L'impossibilité de mettre en place "des méthodes innovantes"

"Nous commençons à être saisis de dossiers, mais pour l’instant le manque de moyens matériels ne nous permet pas encore de mettre en place les méthodes innovantes qui sont indispensables pour le traitement de ces dossiers complexes et anciens", résume-t-elle. Au sein du pôle "cold cases", pour permettre à ces enquêtes non résolues d’aboutir enfin, une équipe de magistrats dédiés a été nommée, entourés de greffiers et d'assistants spécialisés. L’objectif : parvenir à établir des liens entre des dossiers parfois éloignés géographiquement et à mieux identifier des modes opératoires de criminels afin de faire des rapprochements.

"Nous espérons, grâce à l’expérience que nous avons acquise et les techniques scientifiques que nous avons utilisées dans le dossier d’Estelle Mouzin, pouvoir élucider d’anciens dossiers", précise encore Sabine Kheris. Selon les informations recueillies par Europe 1 avant une communication officielle, sept dossiers sont actuellement entre les mains des juges d'instructions, dont deux ont été transmis au cours des derniers jours par le parquet de Nanterre.

Plusieurs dizaines d'autres affaires sont en cours d’examen.
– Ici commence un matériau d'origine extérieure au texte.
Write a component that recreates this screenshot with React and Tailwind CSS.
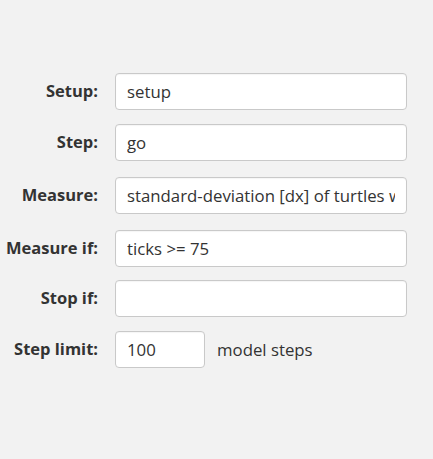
import React from "react";

const rows = [
  { label: "Setup:", value: "setup", mt: "mt-0" },
  { label: "Step:", value: "go", mt: "mt-[14px]" },
  { label: "Measure:", value: "standard-deviation [dx] of turtles with [color = red]", mt: "mt-[16px]" },
  { label: "Measure if:", value: "ticks >= 75", mt: "mt-[16px]" },
  { label: "Stop if:", value: "", mt: "mt-[13px]" },
];

const inputCls =
  "h-[37px] rounded-[4px] border border-[#c9c9c9] bg-white px-[11px] text-[16.8px] text-[#333] outline-none shadow-[inset_0_1px_1px_rgba(0,0,0,0.04)]";

export default function App() {
  return (
    <div
      className="min-h-[459px] w-full bg-[#f2f2f2] pt-[73px] text-[#333]"
      style={{ fontFamily: '"Open Sans", "Noto Sans", sans-serif' }}
    >
      <div className="flex flex-col">
        {rows.map((row) => (
          <div key={row.label} className={`flex items-center ${row.mt}`}>
            <label className="w-[98px] shrink-0 whitespace-nowrap text-right text-[16.5px] font-bold">{row.label}</label>
            <input
              readOnly
              value={row.value}
              className={`${inputCls} ml-[17px] w-[292px]`}
            />
          </div>
        ))}
        <div className="mt-[14px] flex items-center">
          <label className="w-[98px] shrink-0 whitespace-nowrap text-right text-[16.5px] font-bold">Step limit:</label>
          <input readOnly value="100" className={`${inputCls} ml-[17px] w-[90px]`} />
          <span className="ml-[12px] text-[16.8px]">model steps</span>
        </div>
      </div>
    </div>
  );
}
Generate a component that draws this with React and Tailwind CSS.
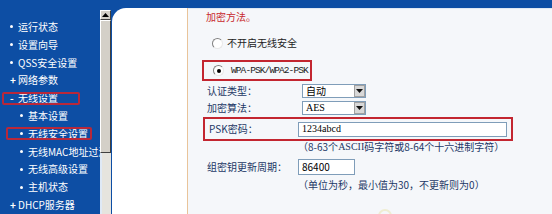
import React from "react";

const cjk = { fontFamily: '"Noto Sans CJK SC", "Liberation Sans", sans-serif' };
const serif = { fontFamily: '"Liberation Serif", "Noto Sans CJK SC", serif' };

const menu = [
  { label: "运行状态", mark: "dot", level: 0 },
  { label: "设置向导", mark: "dot", level: 0 },
  { label: "QSS安全设置", mark: "dot", level: 0 },
  { label: "网络参数", mark: "plus", level: 0 },
  { label: "无线设置", mark: "minus", level: 0, boxed: true },
  { label: "基本设置", mark: "dot", level: 1 },
  { label: "无线安全设置", mark: "dot", level: 1, boxed: true },
  { label: "无线MAC地址过滤", mark: "dot", level: 1 },
  { label: "无线高级设置", mark: "dot", level: 1 },
  { label: "主机状态", mark: "dot", level: 1 },
  { label: "DHCP服务器", mark: "plus", level: 0 },
];

function Mark({ type }) {
  if (type === "plus") return <span className="w-[6px] text-[10px] leading-none font-bold">+</span>;
  if (type === "minus") return <span className="w-[6px] text-[10px] leading-none font-bold">-</span>;
  return (
    <span className="w-[6px] flex items-center">
      <span className="w-[3px] h-[3px] rounded-full bg-white" />
    </span>
  );
}

function Radio({ checked }) {
  return (
    <span className="w-[11px] h-[11px] shrink-0 rounded-full border border-t-[#808080] border-l-[#808080] border-r-[#e8e8e8] border-b-[#e8e8e8] bg-white flex items-center justify-center">
      {checked && <span className="w-[4px] h-[4px] rounded-full bg-black" />}
    </span>
  );
}

function Select({ value }) {
  return (
    <div className="w-[64px] h-[14px] border border-[#7f9db9] bg-white flex items-center justify-between">
      <span className="pl-[3px] text-[10px] leading-none text-black" style={value === "AES" ? serif : cjk}>
        {value}
      </span>
      <span className="w-[11px] h-[12px] bg-[#d8d8d8] border border-[#a0a0a0] flex items-center justify-center">
        <svg width="7" height="4" viewBox="0 0 7 4">
          <path d="M0 0h7L3.5 4z" fill="#111" />
        </svg>
      </span>
    </div>
  );
}

export default function App() {
  return (
    <div className="w-[552px] h-[214px] bg-[#0d4ea4] flex overflow-hidden" style={cjk}>
      {/* side menu */}
      <div className="w-[100px] pt-[18px] flex flex-col text-white text-[10px] overflow-hidden">
        {menu.map((item, i) => (
          <div key={i} className="h-[18px] flex items-center relative whitespace-nowrap">
            {item.boxed && (
              <span
                className={
                  item.level === 0
                    ? "absolute left-[2px] w-[78px] top-[3px] h-[13px] border-2 border-[#b8283a] rounded-[2px]"
                    : "absolute left-[6px] w-[86px] top-[2px] h-[13px] border-2 border-[#b8283a] rounded-[2px]"
                }
              />
            )}
            <span className={item.level === 0 ? "ml-[10px] flex items-center" : "ml-[20px] flex items-center"}>
              <Mark type={item.mark} />
            </span>
            <span className="ml-[2px] leading-none">{item.label}</span>
          </div>
        ))}
      </div>

      {/* scrollbar */}
      <div className="w-[11px] pt-[10px] flex flex-col">
        <div className="h-[10px] bg-[#d4d0c8] border-t border-l border-white border-r border-b border-r-[#404040] border-b-[#404040] flex items-center justify-center">
          <svg width="7" height="4" viewBox="0 0 7 4">
            <path d="M3.5 0L7 4H0z" fill="#000" />
          </svg>
        </div>
        <div className="h-[133px] bg-[#d4d0c8] border-t border-l border-white border-r border-b border-r-[#404040] border-b-[#404040]" />
        <div className="flex-1 bg-[#e6e4de] border-l-2 border-[#dfe9f6]" />
      </div>

      {/* main */}
      <div className="flex-1 pt-[8px] pl-[1px] flex">
        <div className="flex-1 bg-white rounded-tl-[14px] flex">
          <div className="w-[76px] border-r border-[#e9c49a]" />
          <div className="flex-1 bg-[#f5f7fa] border-t border-[#dfe8f3] flex flex-col text-[10px] text-[#1d3866] relative">
            <div className="h-[16px] flex items-center pl-[18px] text-[#c8282d] leading-none">加密方法。</div>

            <div className="mt-[10px] h-[16px] flex items-center pl-[24px]">
              <Radio />
              <span className="ml-[4px] leading-none text-[#222]">不开启无线安全</span>
            </div>

            <div className="mt-[9px] ml-[14px] w-[110px] h-[21px] border-2 border-[#c32630] flex items-center pl-[9px] whitespace-nowrap overflow-hidden">
              <Radio checked />
              <span
                className="ml-[7px] text-[9.5px] leading-none tracking-[-0.9px] text-[#222] whitespace-nowrap"
                style={{ fontFamily: '"Liberation Mono", monospace' }}
              >
                WPA-PSK/WPA2-PSK
              </span>
            </div>

            <div className="h-[19px] flex items-center pl-[19px]">
              <span className="w-[95px] leading-none">认证类型：</span>
              <Select value="自动" />
            </div>

            <div className="h-[16px] flex items-center pl-[19px]">
              <span className="w-[95px] leading-none">加密算法：</span>
              <Select value="AES" />
            </div>

            <div className="mt-[1px] ml-[15px] w-[310px] h-[24px] border-2 border-[#c32630] flex items-center pl-[4px]">
              <span className="w-[89px] leading-none">PSK密码：</span>
              <div className="w-[209px] h-[15px] border border-[#7f9db9] bg-white flex items-center pl-[3px]">
                <span className="text-[10px] leading-none text-black" style={serif}>1234abcd</span>
              </div>
            </div>

            <div className="h-[12px] flex items-center pl-[110px] leading-none whitespace-nowrap">
              （8-63个<span style={serif}>ASCII</span>码字符或8-64个十六进制字符）
            </div>

            <div className="mt-[6px] h-[16px] flex items-center pl-[19px]">
              <span className="w-[91px] leading-none">组密钥更新周期：</span>
              <div className="w-[57px] h-[16px] border border-[#7f9db9] bg-white flex items-center pl-[3px]">
                <span className="text-[10px] leading-none text-black">86400</span>
              </div>
            </div>

            <div className="mt-[3px] h-[14px] flex items-center pl-[110px] leading-none whitespace-nowrap">
              （单位为秒，最小值为30，不更新则为0）
            </div>

            <span className="absolute left-[190px] top-[200px] w-[14px] h-[14px] rounded-full border-2 border-[#efedd2]" />
          </div>
        </div>
      </div>
    </div>
  );
}
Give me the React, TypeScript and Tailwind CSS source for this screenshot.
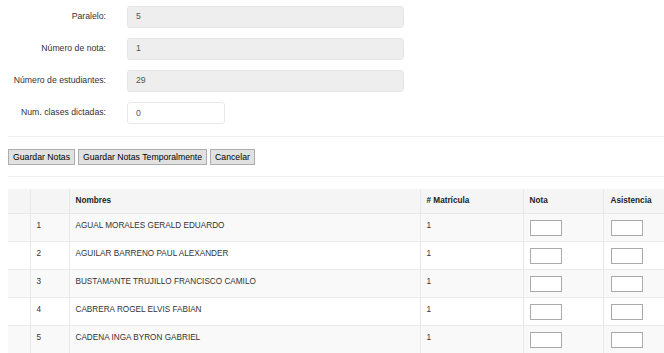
const campos = [
  { label: "Paralelo:", valor: "5" },
  { label: "Número de nota:", valor: "1" },
  { label: "Número de estudiantes:", valor: "29" },
];

const estudiantes = [
  "AGUAL MORALES GERALD EDUARDO",
  "AGUILAR BARRENO PAUL ALEXANDER",
  "BUSTAMANTE TRUJILLO FRANCISCO CAMILO",
  "CABRERA ROGEL ELVIS FABIAN",
  "CADENA INGA BYRON GABRIEL",
];

export default function App() {
  return (
    <div className="w-[664px] h-[353px] overflow-hidden bg-white font-['Liberation_Sans',Arial,sans-serif] text-[8.7px] text-[#333]">
      <div className="pt-[6px] pl-[8px] flex flex-col gap-[10px]">
        {campos.map((c) => (
          <div key={c.label} className="flex items-center">
            <label className="w-[98px] text-right whitespace-nowrap">{c.label}</label>
            <div className="ml-[21px] w-[277px] h-[22px] flex items-center pl-[8px] bg-[#eee] rounded-[3px] border border-[#e6e6e6] text-[#555]">
              {c.valor}
            </div>
          </div>
        ))}
        <div className="flex items-center">
          <label className="w-[98px] text-right whitespace-nowrap">Num. clases dictadas:</label>
          <input
            defaultValue="0"
            className="ml-[21px] w-[98px] h-[22px] pl-[8px] bg-white rounded-[3px] border border-[#e8e8e8] text-[#555] outline-none"
          />
        </div>
      </div>

      <div className="ml-[8px] mt-[12px] h-px bg-[#eee]" />

      <div className="ml-[8px] mt-[12px] flex gap-[3px] text-black">
        <button className="h-[16px] px-[4px] leading-[14px] bg-[#e1e1e1] border border-[#adadad]">Guardar Notas</button>
        <button className="h-[16px] px-[4px] leading-[14px] bg-[#e1e1e1] border border-[#adadad]">Guardar Notas Temporalmente</button>
        <button className="h-[16px] px-[4px] leading-[14px] bg-[#e1e1e1] border border-[#adadad]">Cancelar</button>
      </div>

      <div className="ml-[8px] mt-[11px] h-px bg-[#eee]" />

      <table className="ml-[8px] mt-[12px] w-[670px] border-collapse table-fixed text-[8.2px]">
        <colgroup>
          <col className="w-[22px]" />
          <col className="w-[39px]" />
          <col className="w-[351px]" />
          <col className="w-[103px]" />
          <col className="w-[80px]" />
          <col />
        </colgroup>
        <thead>
          <tr className="h-[24px] bg-[#f5f5f5] font-bold text-[#222]">
            <th className="border-r border-[#e8e8e8]" />
            <th className="border-r border-[#e8e8e8]" />
            <th className="text-left align-top pt-[6px] pl-[6px] leading-[12px] border-r border-[#e8e8e8]">Nombres</th>
            <th className="text-left align-top pt-[6px] pl-[6px] leading-[12px] border-r border-[#e8e8e8]"># Matrícula</th>
            <th className="text-left align-top pt-[6px] pl-[6px] leading-[12px] border-r border-[#e8e8e8]">Nota</th>
            <th className="text-left align-top pt-[6px] pl-[7px] leading-[12px]">Asistencia</th>
          </tr>
        </thead>
        <tbody>
          {estudiantes.map((nombre, i) => (
            <tr key={nombre} className={`h-[28px] border-t border-[#eaeaea] ${i % 2 === 0 ? "bg-[#f9f9f9]" : "bg-white"}`}>
              <td className="border-r border-[#e8e8e8]" />
              <td className="align-top pt-[6px] pl-[6px] leading-[12px] border-r border-[#e8e8e8]">{i + 1}</td>
              <td className="align-top pt-[6px] pl-[6px] leading-[12px] border-r border-[#e8e8e8]">{nombre}</td>
              <td className="align-top pt-[6px] pl-[6px] leading-[12px] border-r border-[#e8e8e8]">1</td>
              <td className="align-top pt-[6px] pl-[6px] border-r border-[#e8e8e8]">
                <input className="block w-[32px] h-[16px] bg-white border border-[#a9a9a9] outline-none" />
              </td>
              <td className="align-top pt-[6px] pl-[7px]">
                <input className="block w-[32px] h-[16px] bg-white border border-[#a9a9a9] outline-none" />
              </td>
            </tr>
          ))}
        </tbody>
      </table>
    </div>
  );
}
Un bilan qui reste très éloigné des annonces faites au moment de la création du pôle, où le chiffre de 240 affaires avait été évoqué. Selon Me Didier Seban, l’un des avocats du père d’Estelle Mouzin invité d’Europe 1 mardi matin, les familles de victimes devraient à leur tour se mobiliser rapidement pour exiger de réels moyens dédiés au pôle "cold cases". Pour elles, la vérité est à ce prix.